> **What is required**: Retype the lines beneath this one, from the first through the line containing "mt-[86px] h-[80px] w-[607px]". Pictures are left out.

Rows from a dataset
* * * * * * *

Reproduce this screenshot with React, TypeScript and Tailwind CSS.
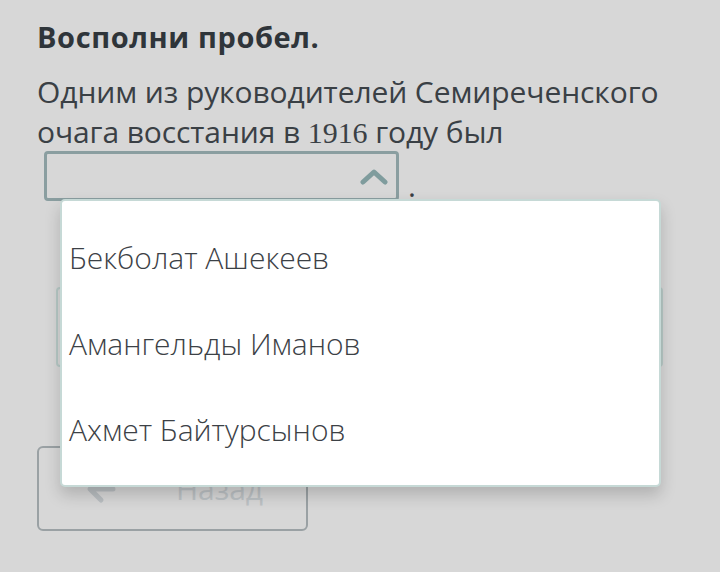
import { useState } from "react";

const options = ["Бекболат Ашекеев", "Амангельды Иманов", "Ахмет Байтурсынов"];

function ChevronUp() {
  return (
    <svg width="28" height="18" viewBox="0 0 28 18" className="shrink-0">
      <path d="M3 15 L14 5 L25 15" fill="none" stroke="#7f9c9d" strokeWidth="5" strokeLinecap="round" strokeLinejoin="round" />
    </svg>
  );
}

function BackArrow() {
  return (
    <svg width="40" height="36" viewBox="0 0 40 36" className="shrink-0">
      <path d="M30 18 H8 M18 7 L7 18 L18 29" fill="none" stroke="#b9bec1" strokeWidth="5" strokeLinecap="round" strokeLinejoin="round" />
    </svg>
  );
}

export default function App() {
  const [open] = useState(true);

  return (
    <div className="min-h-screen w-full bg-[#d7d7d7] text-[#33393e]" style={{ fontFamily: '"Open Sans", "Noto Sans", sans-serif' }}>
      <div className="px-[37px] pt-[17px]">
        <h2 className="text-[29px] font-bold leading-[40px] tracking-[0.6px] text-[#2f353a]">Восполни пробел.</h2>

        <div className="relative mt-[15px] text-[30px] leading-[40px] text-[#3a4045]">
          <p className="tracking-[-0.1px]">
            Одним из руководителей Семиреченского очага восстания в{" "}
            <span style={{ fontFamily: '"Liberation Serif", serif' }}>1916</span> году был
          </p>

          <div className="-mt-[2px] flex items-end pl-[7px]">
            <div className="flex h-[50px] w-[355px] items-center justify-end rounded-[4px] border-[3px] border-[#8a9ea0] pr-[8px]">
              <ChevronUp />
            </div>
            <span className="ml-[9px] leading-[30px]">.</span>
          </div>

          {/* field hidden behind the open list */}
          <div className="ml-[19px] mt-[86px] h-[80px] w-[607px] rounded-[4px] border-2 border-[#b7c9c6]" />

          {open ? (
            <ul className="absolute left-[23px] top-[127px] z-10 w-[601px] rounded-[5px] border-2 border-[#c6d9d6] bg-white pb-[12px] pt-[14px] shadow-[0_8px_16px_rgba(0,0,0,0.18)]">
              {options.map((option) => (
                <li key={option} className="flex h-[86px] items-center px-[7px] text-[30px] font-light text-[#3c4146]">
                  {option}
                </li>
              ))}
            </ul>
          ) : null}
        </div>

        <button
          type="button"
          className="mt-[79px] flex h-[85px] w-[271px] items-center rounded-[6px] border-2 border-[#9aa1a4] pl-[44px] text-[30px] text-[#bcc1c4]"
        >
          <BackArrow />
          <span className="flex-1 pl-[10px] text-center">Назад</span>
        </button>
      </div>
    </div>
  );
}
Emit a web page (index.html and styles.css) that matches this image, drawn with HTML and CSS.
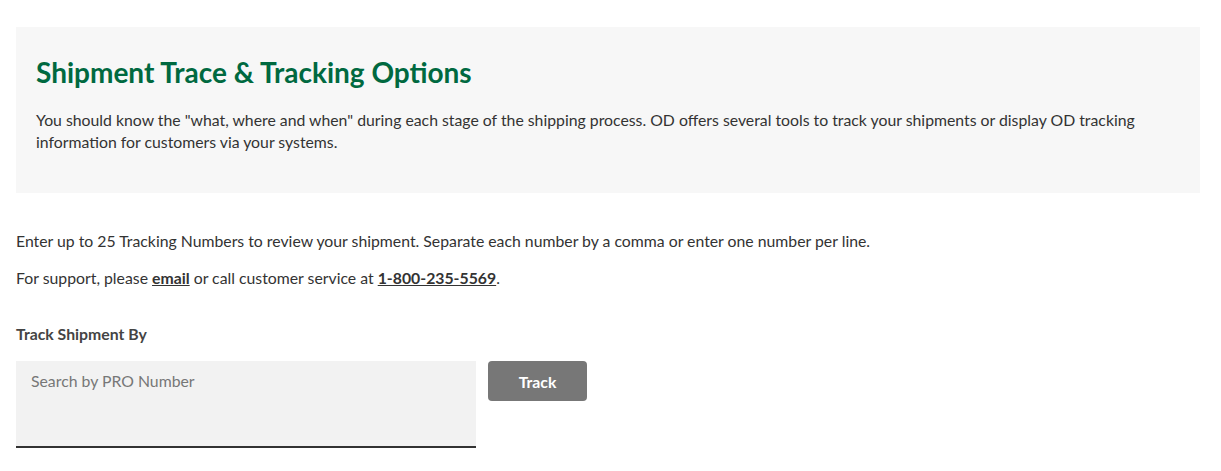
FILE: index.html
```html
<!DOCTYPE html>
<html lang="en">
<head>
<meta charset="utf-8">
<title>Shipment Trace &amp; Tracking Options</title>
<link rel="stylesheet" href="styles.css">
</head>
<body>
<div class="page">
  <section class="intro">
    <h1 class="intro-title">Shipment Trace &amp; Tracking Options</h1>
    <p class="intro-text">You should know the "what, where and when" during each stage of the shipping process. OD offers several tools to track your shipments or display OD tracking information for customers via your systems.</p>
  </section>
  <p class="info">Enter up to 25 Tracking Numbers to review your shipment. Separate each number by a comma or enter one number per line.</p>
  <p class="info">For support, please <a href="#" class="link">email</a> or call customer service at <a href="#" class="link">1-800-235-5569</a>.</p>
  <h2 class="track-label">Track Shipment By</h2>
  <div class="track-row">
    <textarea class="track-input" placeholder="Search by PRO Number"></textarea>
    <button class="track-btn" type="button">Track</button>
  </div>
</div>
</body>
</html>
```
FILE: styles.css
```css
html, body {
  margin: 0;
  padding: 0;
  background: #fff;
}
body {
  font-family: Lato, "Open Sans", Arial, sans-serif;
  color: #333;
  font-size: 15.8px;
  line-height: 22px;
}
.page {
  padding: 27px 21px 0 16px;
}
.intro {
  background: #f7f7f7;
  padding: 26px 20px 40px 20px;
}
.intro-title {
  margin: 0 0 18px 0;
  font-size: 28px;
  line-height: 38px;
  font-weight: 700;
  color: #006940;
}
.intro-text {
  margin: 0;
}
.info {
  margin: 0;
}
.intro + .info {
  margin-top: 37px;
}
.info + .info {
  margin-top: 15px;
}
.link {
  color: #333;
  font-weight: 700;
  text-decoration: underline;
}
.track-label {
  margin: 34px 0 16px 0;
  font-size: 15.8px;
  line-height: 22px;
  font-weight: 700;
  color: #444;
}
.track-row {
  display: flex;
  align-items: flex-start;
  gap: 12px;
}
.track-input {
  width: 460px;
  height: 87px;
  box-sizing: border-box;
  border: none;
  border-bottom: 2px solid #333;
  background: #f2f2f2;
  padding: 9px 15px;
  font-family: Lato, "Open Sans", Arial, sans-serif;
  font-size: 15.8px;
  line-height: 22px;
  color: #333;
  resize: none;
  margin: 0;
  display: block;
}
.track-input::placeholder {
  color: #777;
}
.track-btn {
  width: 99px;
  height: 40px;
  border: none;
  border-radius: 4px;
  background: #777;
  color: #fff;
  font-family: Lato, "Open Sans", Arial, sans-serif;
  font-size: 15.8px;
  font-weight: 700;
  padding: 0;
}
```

* * * * * * *

> **Correct output**:
Reproduce this screenshot with React, TypeScript and Tailwind CSS.
import { useState } from "react";

const options = ["Бекболат Ашекеев", "Амангельды Иманов", "Ахмет Байтурсынов"];

function ChevronUp() {
  return (
    <svg width="28" height="18" viewBox="0 0 28 18" className="shrink-0">
      <path d="M3 15 L14 5 L25 15" fill="none" stroke="#7f9c9d" strokeWidth="5" strokeLinecap="round" strokeLinejoin="round" />
    </svg>
  );
}

function BackArrow() {
  return (
    <svg width="40" height="36" viewBox="0 0 40 36" className="shrink-0">
      <path d="M30 18 H8 M18 7 L7 18 L18 29" fill="none" stroke="#b9bec1" strokeWidth="5" strokeLinecap="round" strokeLinejoin="round" />
    </svg>
  );
}

export default function App() {
  const [open] = useState(true);

  return (
    <div className="min-h-screen w-full bg-[#d7d7d7] text-[#33393e]" style={{ fontFamily: '"Open Sans", "Noto Sans", sans-serif' }}>
      <div className="px-[37px] pt-[17px]">
        <h2 className="text-[29px] font-bold leading-[40px] tracking-[0.6px] text-[#2f353a]">Восполни пробел.</h2>

        <div className="relative mt-[15px] text-[30px] leading-[40px] text-[#3a4045]">
          <p className="tracking-[-0.1px]">
            Одним из руководителей Семиреченского очага восстания в{" "}
            <span style={{ fontFamily: '"Liberation Serif", serif' }}>1916</span> году был
          </p>

          <div className="-mt-[2px] flex items-end pl-[7px]">
            <div className="flex h-[50px] w-[355px] items-center justify-end rounded-[4px] border-[3px] border-[#8a9ea0] pr-[8px]">
              <ChevronUp />
            </div>
            <span className="ml-[9px] leading-[30px]">.</span>
          </div>

          {/* field hidden behind the open list */}
          <div className="ml-[19px] mt-[86px] h-[80px] w-[607px] rounded-[4px] border-2 border-[#b7c9c6]" />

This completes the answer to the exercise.